The effect of the Commission’s “Special Regulation” of 1950 was to seriously restrict the appellants’ use of their lands, and was, therefore, violative of the quoted Constitutional provision. Under the 1927 Act, the Commission had the right to enforce its 1931 rules on lands within the Game Refuge, or on lands of owners who had leased their lands to the Game Refuge. When in 1950 the appellant landowners refused to renew their leases to the Game Refuge, then the Commission’s attempt to enforce its 1931 rules on the appellants’ lands constituted a damaging of private property for public use, within the Constitutional inhibition hereinbefore quoted.

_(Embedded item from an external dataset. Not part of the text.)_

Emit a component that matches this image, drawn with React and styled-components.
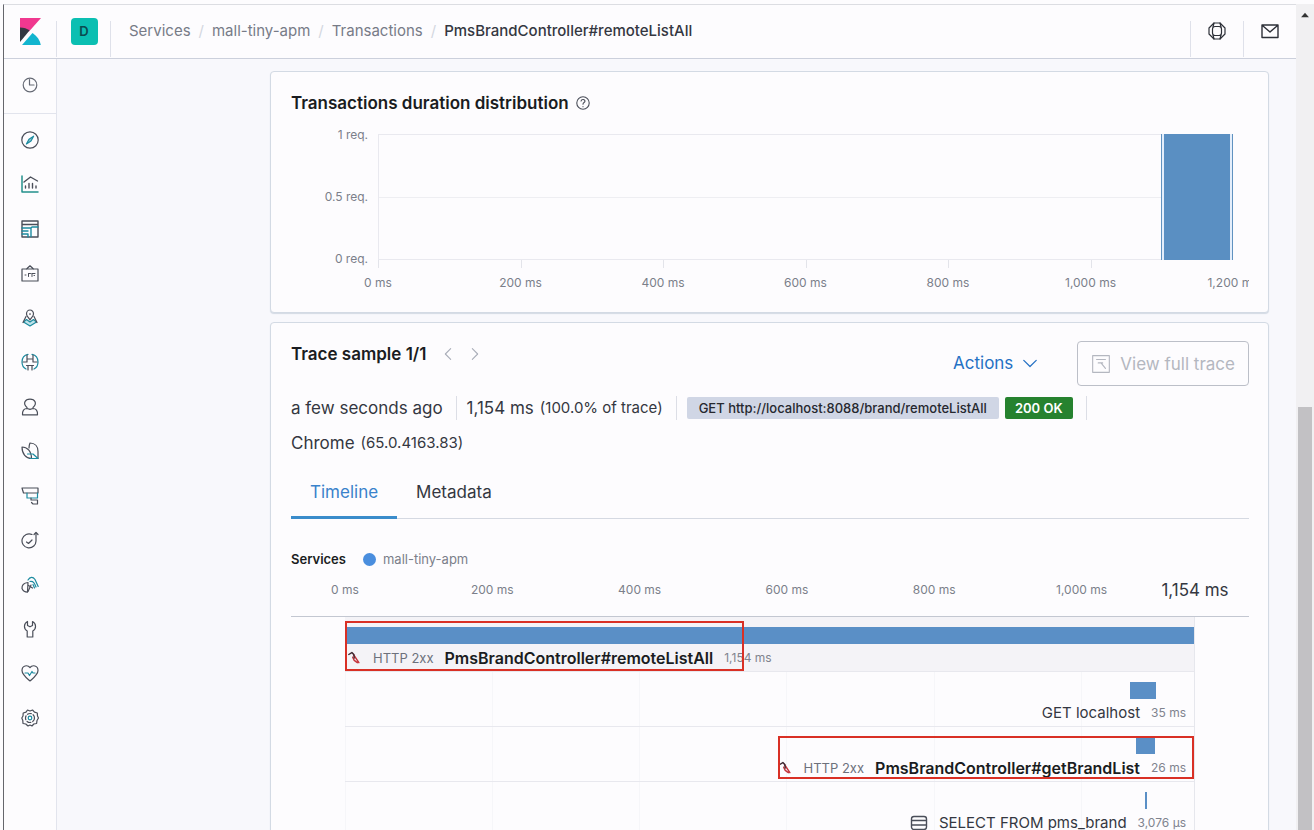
import React, { useState } from "react";
import styled, { createGlobalStyle, css } from "styled-components";

const GlobalStyle = createGlobalStyle`
  * {
    box-sizing: border-box;
  }
  body {
    margin: 0;
    color: #343741;
    font-family: Inter, "Liberation Sans", sans-serif;
    font-size: 16px;
    line-height: 24px;
  }
  button {
    padding: 0;
    border: none;
    background: none;
    color: inherit;
    font: inherit;
    cursor: pointer;
  }
  a {
    color: inherit;
    text-decoration: none;
  }
  svg {
    display: block;
    flex: none;
  }
`;

const Window = styled.div`
  display: flex;
  height: 100vh;
  padding: 4px 0 0 3px;
  overflow: hidden;
  background-color: #fdfcfe;
`;
const Page = styled.div`
  flex: 1;
  min-width: 0;
  display: flex;
  flex-direction: column;
  border-top: 1px solid #dcdde2;
  border-left: 1px solid #65666c;
`;

/* header */
const Header = styled.header`
  display: flex;
  flex: none;
  height: 54px;
  padding-bottom: 1px;
  border-bottom: 1px solid #ccd0dc;
`;
const HeaderCell = styled.div`
  width: ${(props) => props.$width || "53px"};
  display: flex;
  align-items: center;
  justify-content: center;
  background-image: linear-gradient(#dfe1ea, #dfe1ea);
  background-repeat: no-repeat;
  background-size: 1px 36px;
  background-position: ${(props) => props.$line || "right"} bottom;
`;
const Space = styled.button`
  width: 27px;
  height: 27px;
  border-radius: 4px;
  background-color: #0bbfb2;
  color: #0b4a50;
  font-size: 13px;
  font-weight: 600;
`;
const Breadcrumbs = styled.nav`
  flex: 1;
  display: flex;
  align-items: center;
  gap: 8px;
  padding-left: 18px;
  color: #777b87;
  font-size: 15px;
`;
const Slash = styled.span`
  color: #d3d7e0;
`;
const Current = styled.span`
  color: #343741;
  font-weight: 500;
`;

/* side bar */
const Body = styled.div`
  flex: 1;
  min-height: 0;
  display: flex;
`;
const Sidebar = styled.aside`
  width: 53px;
  display: flex;
  flex-direction: column;
  flex: none;
  border-right: 1px solid #e2e4ed;
`;
const Recent = styled.div`
  display: flex;
  justify-content: center;
  padding: 17px 0 19px;
  border-bottom: 1px solid #e2e4ed;
`;
const AppList = styled.nav`
  flex: 1;
  display: flex;
  flex-direction: column;
  align-items: center;
  justify-content: space-between;
  padding: 17px 0 103px;
`;

/* content */
const Main = styled.main`
  flex: 1;
  min-width: 0;
  display: flex;
  flex-direction: column;
  gap: 9px;
  padding: 12px 27px 0 213px;
  background-color: #f8f8fc;
`;
const Panel = styled.section`
  flex: none;
  padding: ${(props) => props.$padding};
  border: 1px solid #d3dae4;
  border-radius: 4px;
  background-color: #fdfcfe;
  box-shadow: 0 1px 1px #d3dae4;
`;
const Title = styled.h2`
  display: flex;
  align-items: center;
  gap: 7px;
  margin: 0;
  color: #1a1c21;
  font-size: 17px;
  font-weight: 600;
  line-height: 26px;
`;

/* distribution chart */
const Chart = styled.div`
  display: grid;
  grid-template-columns: 87px 1fr;
  margin-top: 9px;
  padding: 9px 16px 0 0;
  overflow: hidden;
  color: #7b7f8a;
  font-size: 12px;
  line-height: 16px;
`;
const YAxis = styled.div`
  display: flex;
  flex-direction: column;
  justify-content: space-between;
  align-items: flex-end;
  margin: -7px 10px -7px 0;
`;
const Plot = styled.div`
  display: flex;
  justify-content: flex-end;
  height: 126px;
  border: solid #e9e9ef;
  border-width: 1px 0 1px 1px;
  background: linear-gradient(#eeeef2, #eeeef2) 0 62px / 100% 1px no-repeat;
`;
const Bucket = styled.button`
  width: 8.4%;
  margin: -1px 0;
  padding: 0 2px;
  border: solid #6092c0;
  border-width: 0 1px;
  background-color: #e4eefb;
`;
const BucketFill = styled.span`
  display: block;
  height: 100%;
  background-color: #5a8fc2;
`;
const Ticks = styled.div`
  grid-column: 2;
  display: grid;
  grid-template-columns: repeat(6, 1fr);
  height: 8px;
`;
const Tick = styled.span`
  border-left: 1px solid #e3e4ea;
`;
const XAxis = styled.div`
  grid-column: 2;
  display: flex;
  justify-content: space-between;
  padding: 7px 0 21px;
`;
const XLabel = styled.span`
  width: 0;
  display: flex;
  justify-content: center;
  white-space: nowrap;
`;

/* trace sample */
const TraceHeader = styled.div`
  display: flex;
  align-items: flex-start;
`;
const Pager = styled.div`
  display: flex;
  flex: 1;
  gap: 11px;
  padding: 5px 0 0 14px;
`;
const ActionsButton = styled.button`
  display: flex;
  align-items: center;
  gap: 9px;
  height: 44px;
  margin-right: 39px;
  color: #2571c4;
  font-size: 17px;
`;
const FullTraceButton = styled.button`
  display: flex;
  align-items: center;
  gap: 9px;
  height: 45px;
  padding: 0 13px;
  border: 1px solid #bcbfc8;
  border-radius: 4px;
  color: #b4b7c0;
  font-size: 17px;
  cursor: not-allowed;
`;
const Summary = styled.div`
  display: flex;
  flex-wrap: wrap;
  align-items: center;
  row-gap: 11px;
  margin-top: 10px;
  font-size: 17px;
`;
const SummaryItem = styled.div`
  display: flex;
  align-items: center;
  gap: 6px;
  height: 24px;
  padding-right: 13px;
  margin-right: 10px;
  border-right: 1px solid #dcdee6;
  white-space: nowrap;
  &:last-child {
    border: none;
  }
`;
const Small = styled.span`
  font-size: 15px;
`;
const Badge = styled.span`
  padding: 0 12px;
  border-radius: 2px;
  font-size: 13px;
  font-weight: 500;
  line-height: 22px;
  color: #26282f;
  background-color: #d0d6e5;
  ${(props) =>
    props.$success &&
    css`
      padding: 0 10px;
      font-weight: 600;
      color: #fff;
      background-color: #26822f;
    `}
`;
const Tabs = styled.div`
  display: flex;
  margin-top: 12px;
  border-bottom: 1px solid #d5d9e2;
`;
const Tab = styled.button`
  height: 52px;
  margin-bottom: -1px;
  padding: 0 19px;
  border-bottom: 3px solid transparent;
  font-size: 17px;
  ${(props) =>
    props.$active &&
    css`
      border-color: #3a8ccb;
      color: #3a82cb;
    `}
`;
const Legend = styled.div`
  display: flex;
  align-items: center;
  margin-top: 28px;
  color: #7b7f8a;
  font-size: 13px;
`;
const LegendTitle = styled.strong`
  margin-right: 17px;
  color: #1a1c21;
  font-weight: 600;
`;
const Dot = styled.span`
  width: 13px;
  height: 13px;
  margin-right: 7px;
  border-radius: 50%;
  background-color: #4a8ede;
`;

/* waterfall */
const Scale = styled.div`
  display: grid;
  grid-template-columns: repeat(5, minmax(0, 200fr)) minmax(0, 154fr) 0;
  align-items: center;
  height: 46px;
  padding: 0 54px 7px;
  border-bottom: 1px solid #c3c7d1;
  color: #7b7f8a;
  font-size: 12px;
`;
const ScaleEnd = styled(XLabel)`
  color: #343741;
  font-size: 17px;
`;
const Waterfall = styled.div`
  margin: 0 54px;
  border-right: 1px solid #e6e7ed;
  background-image: repeating-linear-gradient(
    to right,
    #f6f6f9 0 1px,
    transparent 1px 17.33%
  );
`;
const Row = styled.div`
  position: relative;
  height: 55px;
  padding-top: 10px;
  border-bottom: 1px solid #e8e8ee;
  background-color: ${(props) => (props.$selected ? "#f4f3f7" : "transparent")};
`;
const Bar = styled.div`
  height: 17px;
  background-color: #5a8fc6;
`;
const RowLabel = styled.div`
  display: flex;
  align-items: center;
  justify-content: ${(props) => (props.$align === "end" ? "flex-end" : "flex-start")};
  gap: 11px;
  padding: 2px 8px 0 3px;
  white-space: nowrap;
`;
const Status = styled.span`
  color: #6d717c;
  font-size: 13px;
`;
const SpanName = styled.span`
  color: #343741;
  font-size: 15px;
  ${(props) =>
    props.$bold &&
    css`
      color: #1a1c21;
      font-size: 16px;
      font-weight: 600;
    `}
`;
const Duration = styled.span`
  color: #80838e;
  font-size: 12px;
`;
/* frame laid over a span of interest */
const Marker = styled.div`
  position: absolute;
  border: 2px solid #d93025;
  ${(props) =>
    props.$align === "end"
      ? "top: 9px; right: 0; bottom: 2px; width: 49%;"
      : "top: 4px; left: 0; bottom: 0; width: 47%;"}
`;

/* window scroll bar */
const Scrollbar = styled.div`
  width: 18px;
  flex: none;
  display: flex;
  flex-direction: column;
  align-items: center;
  padding-top: 6px;
  background-color: #f1f0f2;
`;
const ScrollThumb = styled.div`
  width: 14px;
  flex: 1;
  margin-top: 387px;
  background-color: #c2c1c4;
`;

const DARK = "#4a4e59";
const TEAL = "#1c8ba0";

const Icon = ({ size = 18, color = DARK, width = 1.2, children }) => (
  <svg
    width={size}
    height={size}
    viewBox="0 0 18 18"
    fill="none"
    stroke={color}
    strokeWidth={width}
    strokeLinecap="round"
    strokeLinejoin="round"
    aria-hidden="true"
  >
    {children}
  </svg>
);

const apps = [
  {
    name: "Discover",
    icon: (
      <>
        <circle cx="9" cy="9" r="8.2" />
        <path d="M12.6 5.2 10 10l-4.6 3L8 8.2z" stroke={TEAL} fill="#8cc5cf" />
      </>
    ),
  },
  {
    name: "Visualize",
    icon: (
      <>
        <path d="M1 1v16h16" stroke="#23908c" strokeWidth="1.5" />
        <path d="m3 7 6.500-5 7 4M4.500 11v2M8 8.500V13M11.500 8.500V13M15 11v2" strokeWidth="1.4" />
      </>
    ),
  },
  {
    name: "Dashboard",
    icon: (
      <>
        <path d="M1 1h16v16H1zM1 4.500h16" strokeWidth="1.4" />
        <path d="M1 8h9l1-1h6M10 8v8.500M1 11h6M1 14h6v3" stroke={TEAL} strokeWidth="1.4" />
      </>
    ),
  },
  {
    name: "Canvas",
    icon: (
      <>
        <path d="M1 5h16v12H1zM5.500 5 9 1.800 12.500 5" />
        <path d="M4 11h1M7.500 9.500v3M7.500 9.500h2M11 9.500h3M11 9.500v3M13 11.500h.5" strokeWidth="1" />
      </>
    ),
  },
  {
    name: "Maps",
    icon: (
      <>
        <path d="m2.500 13 3-2.500L9 13l3.500-2.500 3 2.500L9 17z" stroke={TEAL} fill="#bfe3ea" />
        <path d="M5.500 5a3.500 4 0 0 1 7 0c0 2-2 3.500-3.500 6-1.500-2.500-3.500-4-3.500-6zM9 4.500v1" />
        <path d="M5 7.500 2 13.500M13 7.500l3 6" />
      </>
    ),
  },
  {
    name: "Machine Learning",
    icon: (
      <>
        <path d="M7 1.300C3.500 2 1 5 1 9s2 6 4 7M11 1.300c3.500.7 6 3.700 6 7.700s-2 6-4 7" stroke={TEAL} />
        <path d="M6 2v4h6V2M2 9h4M12 9h4M5.500 12.500h7M6 6v3M12 6v3M7 12.500V17M11 12.500V17" />
      </>
    ),
  },
  {
    name: "Metrics",
    icon: (
      <>
        <path d="M6 9.500C1.500 5.500 4 1.200 9 1.200s7.500 4.300 3 8.300" />
        <path d="M1.500 16.800c-.3-4 1.500-6.300 4.500-6.300l3 .8 3-.8c3 0 4.800 2.300 4.500 6.300z" />
      </>
    ),
  },
  {
    name: "Logs",
    icon: (
      <>
        <path d="M8 6c0-3 .5-4 1-5 5 0 8 3.500 8 8.500v7H9" />
        <path d="M1 5c5 0 9.500 4 9.500 11.500C5 16.500 1 12 1 5z" />
        <path d="M6.500 12H12l5 4.500H9" stroke={TEAL} />
      </>
    ),
  },
  {
    name: "APM",
    icon: (
      <>
        <path d="M1 1h16v5H2.500z" />
        <path d="M6 6v5h10.500V6" stroke={TEAL} />
        <path d="M10 11v2h6.500v4H12l-1.500-1.500" />
      </>
    ),
  },
  {
    name: "Uptime",
    icon: (
      <>
        <path d="M11 3.500A7 7 0 1 0 15 9.500V2" />
        <path d="m13 3.500 2-2 2 2M5.500 11l2 1.500 3.500-3.500" />
      </>
    ),
  },
  {
    name: "SIEM",
    icon: (
      <>
        <path d="M7 6.500C3 7 .8 9.500 1 12.500c1 2.500 3 3.700 5.500 3.700z" />
        <path d="M7 15.500 10 9M7.500 9.500l4 2.500" />
        <path d="M7 4C9 .5 12 .5 14 3.500l3.200 7M9 5.500c3.500-.5 4.500 1.500 6 5.500M12 8.500l1.500 3.500" stroke={TEAL} />
      </>
    ),
  },
  {
    name: "Dev Tools",
    icon: (
      <path d="M6.500 1.500v4l2.500 1.300 2.500-1.300v-4c4 2 4 7.500.3 9.500V17H6.200v-6c-3.700-2-3.700-7.500.3-9.500z" />
    ),
  },
  {
    name: "Stack Monitoring",
    icon: (
      <>
        <path d="M9 3.500C6.500.5 1 1.500 1 6.500c0 4 4 7 8 10.500 4-3.500 8-6.500 8-10.500 0-5-5.500-6-8-3z" />
        <path d="M4 9h3l1.500 2.500L11 7.500l1 1.500h2" stroke={TEAL} />
      </>
    ),
  },
  {
    name: "Management",
    icon: (
      <>
        <path d="m6.500 1 2.500 1 2.500-1 2 2.200 2.800.8.200 3 1 2-1.500 2.500-.4 3-2.800.5L11 17l-2-1-2 1-2.200-2-2.800-.5-.2-3L.8 9l1.200-2 .2-3 2.800-.8z" />
        <circle cx="9" cy="9" r="4.500" strokeDasharray="4 2" />
        <circle cx="9" cy="9" r="1.800" stroke={TEAL} />
      </>
    ),
  },
];

const chevrons = {
  left: "M12 3 6 9l6 6",
  right: "m6 3 6 6-6 6",
  down: "m2 6 7 7 7-7",
};

const AgentIcon = () => (
  <Icon size={14} color="#c4323a" width={1.8}>
    <path d="M7 4.500 14 15M6 8l2 4 4 3" />
    <path d="M1 4.500 5 2l2.500 2.500L8 9" stroke="#3b2730" />
  </Icon>
);

const spans = [
  {
    name: "PmsBrandController#remoteListAll",
    status: "HTTP 2xx",
    duration: "1,154 ms",
    left: 0,
    width: 100,
    bold: true,
    selected: true,
    marked: true,
    align: "start",
  },
  { name: "GET localhost", duration: "35 ms", left: 92.5, width: 3, align: "end" },
  {
    name: "PmsBrandController#getBrandList",
    status: "HTTP 2xx",
    duration: "26 ms",
    left: 93.2,
    width: 2.2,
    bold: true,
    marked: true,
    align: "end",
  },
  {
    name: "SELECT FROM pms_brand",
    duration: "3,076 µs",
    left: 94.2,
    width: 0.3,
    db: true,
    align: "end",
  },
];

const App = () => {
  const [tab, setTab] = useState("Timeline");

  return (
    <Window>
      <GlobalStyle />
      <Page>
        <Header>
          <HeaderCell>
            <svg width="21" height="27" viewBox="0 0 21 27" aria-label="Kibana">
              <path d="M0 0h21L9 13.500 0 10z" fill="#f0388f" />
              <path d="M0 9.500c4 0 7 1.200 9.500 3L0 24z" fill="#343741" />
              <path d="M12.500 15c4.500 3 7.500 7 8.300 12H2z" fill="#12b5cf" />
            </svg>
          </HeaderCell>
          <HeaderCell $width="54px">
            <Space aria-label="Default space">D</Space>
          </HeaderCell>
          <Breadcrumbs>
            <a href="#services">Services</a>
            <Slash>/</Slash>
            <a href="#mall-tiny-apm">mall-tiny-apm</a>
            <Slash>/</Slash>
            <a href="#transactions">Transactions</a>
            <Slash>/</Slash>
            <Current>PmsBrandController#remoteListAll</Current>
          </Breadcrumbs>
          <HeaderCell $line="left">
            <button aria-label="Help">
              <Icon color="#2d3038">
                <path d="M6 1h6l5 5v6l-5 5H6l-5-5V6z" />
                <rect x="4.5" y="4.5" width="9" height="9" rx="2.5" />
                <path d="M6 1 5 5M12 1l1 4M6 17l-1-4M12 17l1-4" />
              </Icon>
            </button>
          </HeaderCell>
          <HeaderCell $line="left">
            <button aria-label="Newsfeed">
              <Icon color="#2d3038" width={1.4}>
                <path d="M1 3h16v12.500H1zM2 4l7 6 7-6" />
              </Icon>
            </button>
          </HeaderCell>
        </Header>
        <Body>
          <Sidebar>
            <Recent>
              <button aria-label="Recently viewed">
                <Icon color="#666a75">
                  <circle cx="9" cy="9" r="6.8" />
                  <path d="M8.500 3.500V9H13" />
                </Icon>
              </button>
            </Recent>
            <AppList>
              {apps.map((app) => (
                <a key={app.name} href="#app" aria-label={app.name}>
                  <Icon>{app.icon}</Icon>
                </a>
              ))}
            </AppList>
          </Sidebar>
          <Main>
            <Panel $padding="18px 19px 0 20px">
              <Title>
                Transactions duration distribution
                <Icon size={14} width={1.4}>
                  <circle cx="9" cy="9" r="8" />
                  <path d="M6.500 6.500C7 3.500 12 4 11.500 7c-.2 1.500-2.500 1.500-2.500 3.500M9 13.500v.3" />
                </Icon>
              </Title>
              <Chart>
                <YAxis>
                  <span>1 req.</span>
                  <span>0.5 req.</span>
                  <span>0 req.</span>
                </YAxis>
                <Plot>
                  <Bucket aria-label="1,100 to 1,200 ms, 1 request">
                    <BucketFill />
                  </Bucket>
                </Plot>
                <Ticks>
                  {[0, 200, 400, 600, 800, 1000].map((ms) => (
                    <Tick key={ms} />
                  ))}
                </Ticks>
                <XAxis>
                  {[0, 200, 400, 600, 800, 1000, 1200].map((ms) => (
                    <XLabel key={ms}>{ms.toLocaleString("en-US")} ms</XLabel>
                  ))}
                </XAxis>
              </Chart>
            </Panel>
            <Panel $padding="18px 19px 0 20px">
              <TraceHeader>
                <Title>Trace sample 1/1</Title>
                <Pager>
                  <button aria-label="Previous sample">
                    <Icon size={16} color="#a9adb8">
                      <path d={chevrons.left} />
                    </Icon>
                  </button>
                  <button aria-label="Next sample">
                    <Icon size={16} color="#a9adb8">
                      <path d={chevrons.right} />
                    </Icon>
                  </button>
                </Pager>
                <ActionsButton>
                  Actions
                  <Icon size={16} color="#2571c4" width={1.4}>
                    <path d={chevrons.down} />
                  </Icon>
                </ActionsButton>
                <FullTraceButton>
                  <Icon size={20} color="#b4b7c0" width={1}>
                    <path d="M1.500 1.500h15v15h-15zM5 5h8M6.500 8h4M9 8l4 5" />
                  </Icon>
                  View full trace
                </FullTraceButton>
              </TraceHeader>
              <Summary>
                <SummaryItem>a few seconds ago</SummaryItem>
                <SummaryItem>
                  1,154 ms <Small>(100.0% of trace)</Small>
                </SummaryItem>
                <SummaryItem>
                  <Badge>GET http://localhost:8088/brand/remoteListAll</Badge>
                  <Badge $success>200 OK</Badge>
                </SummaryItem>
                <SummaryItem>
                  Chrome <Small>(65.0.4163.83)</Small>
                </SummaryItem>
              </Summary>
              <Tabs role="tablist">
                {["Timeline", "Metadata"].map((name) => (
                  <Tab
                    key={name}
                    role="tab"
                    aria-selected={tab === name}
                    $active={tab === name}
                    onClick={() => setTab(name)}
                  >
                    {name}
                  </Tab>
                ))}
              </Tabs>
              <Legend>
                <LegendTitle>Services</LegendTitle>
                <Dot />
                mall-tiny-apm
              </Legend>
              <Scale>
                {[0, 200, 400, 600, 800, 1000].map((ms) => (
                  <XLabel key={ms}>{ms.toLocaleString("en-US")} ms</XLabel>
                ))}
                <ScaleEnd>1,154 ms</ScaleEnd>
              </Scale>
              <Waterfall>
                {spans.map((span) => (
                  <Row key={span.name} $selected={span.selected}>
                    <Bar style={{ marginLeft: `${span.left}%`, width: `${span.width}%` }} />
                    <RowLabel $align={span.align}>
                      {span.status && <AgentIcon />}
                      {span.status && <Status>{span.status}</Status>}
                      {span.db && (
                        <Icon width={1.4}>
                          <rect x="1.5" y="2.5" width="15" height="13" rx="2.5" />
                          <path d="M2 6.500h14M2 11h14" />
                        </Icon>
                      )}
                      <SpanName $bold={span.bold}>{span.name}</SpanName>
                      <Duration>{span.duration}</Duration>
                    </RowLabel>
                    {span.marked && <Marker $align={span.align} />}
                  </Row>
                ))}
              </Waterfall>
            </Panel>
          </Main>
        </Body>
      </Page>
      <Scrollbar>
        <Icon size={10}>
          <path d="M2 13 9 5l7 8z" fill="#333" stroke="none" />
        </Icon>
        <ScrollThumb />
      </Scrollbar>
    </Window>
  );
};

export default App;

If the Commission considered the appellants’ land to be necessary for the Game Refuge, then the Commission could have proceeded by eminent domain to acquire the plaintiffs’ lands, or an easement thereon.7 Nothing in the case of Hampton v. Arkansas State Game & Fish Comm., 218 Ark. 757, 238 S. W. 2d 950, prevents the Commission from exercising eminent domain when the purpose of the taking is the protection of wild life, rather than its destruction, which latter was the situation in the Hampton case. In the case at bar, the Game Refuge is for the preservation of wild life. In the Hampton case, *30the proposed activity was the killing of wild life. The Commission’s “Special Regulation” of 1950 was an attempt to impose an easement or servitude on the appellants’ lands, without the consent of the landowners, and without complying with the eminent domain provisions of our Constitution. In short, under the facts here shown, the Commission was damaging the appellants’ property without due compensation, and, therefore, the 1950 “Special Regulation” was violative of Art. 2, § 22 of the Constitution, insofar as the rights of the appellant landowners were concerned.
In this Court, the Commission argues that under Constitutional Amendment No. 35, the Commission has the authority to “divide the State into zones”;8 and that the “Special Regulation” of 1950 is valid under such authority. We find it unnecessary to discuss the zoning power of the Commission, because it is self evident that the Commission’s “Special Regulation” of 1950 was not a zoning plan,9 but was a plan for a perpetual easement or servitude, and was violative of the Constitutional provision previously quoted.
The Commission urges that the appellants have proceeded in the wrong forum: that is, the Commission says that the appellants should have proceeded at laA instead of in equity. The appellants counter with the answer that their remedy at law was inadequate and incomplete. The facts show that the Commission made its “Special Regulation” of 1950 without notice to these landowners; *31and that they did not learn of this regulation until the Commission proceeded to attempt to enforce it against the appellants and their lands. The appellants then immediately filed this suit and obtained a temporary injunction, which remained in force until shortly before the trial of this cause.
The rule is that equity does not act when the remedy at law is adequate and complete; but here, there is evidence that gardens, orchards, and crops could have been hopelessly and permanently destroyed, except for the injunction granted by the equity court. When a State Agency acts illegally, it is subject to be restrained by suit in equity. Federal Compress Co. v. Call, 221 Ark. 537, 254 S. W. 2d 319. In Jenson v. Radio Co., 208 Ark. 517, 186 S. W. 2d 931, we said:
“The general rule of equity jurisdiction in suits to restrain acts of public officers is stated in 28 Am. Jur. 356, as follows: ‘There is no doubt but that equity will exercise jurisdiction to restrain acts or threatened acts of public corporations or of public officers, boards, or commissions which are ultra vires and beyond the scope of their authority, outside their jurisdiction, unlawful or without authority, or which constitute a violation of their official duty, whenever the execution of such acts would cause irreparable injury to, or destroy rights and privileges of, the complainant, which are cognizable in equity, and for the protection of which he would have no adequate remedy at law. An injunction to prevent an officer from doing, that which he has no legal right to do is not an interference with his discretion.’
“This court held in the case of Rowland v. Saline River Railroad Company, 119 Ark. 239, 177 S. W. 896, that injunction is the proper remedy to curb the abuse of power of the railroad commission in the issuance of an arbitrary and unreasonable order. Injunction will issue to prevent a public official from unlawfully assuming power over property in such manner as to infringe upon or violate the rights of a citizen. Noble v. Union River Logging Railroad Company, 147 U. S. 165, 13 S. Ct. 271, 37 L. Ed. 123.”
*32Without laboring the point, we conclude that equity had jurisdiction to restrain the Commission from the enforcement of its 1950 “Special Regulation,” insofar as concerned the lands of these appellants, since the order was — under the facts here shown — violative of Art. 2, § 22 of the Constitution. The decree is reversed and the cause is remanded for further proceedings not inconsistent with this opinion.
The Chief Justice and Justices Holt and RobinscSn dissent.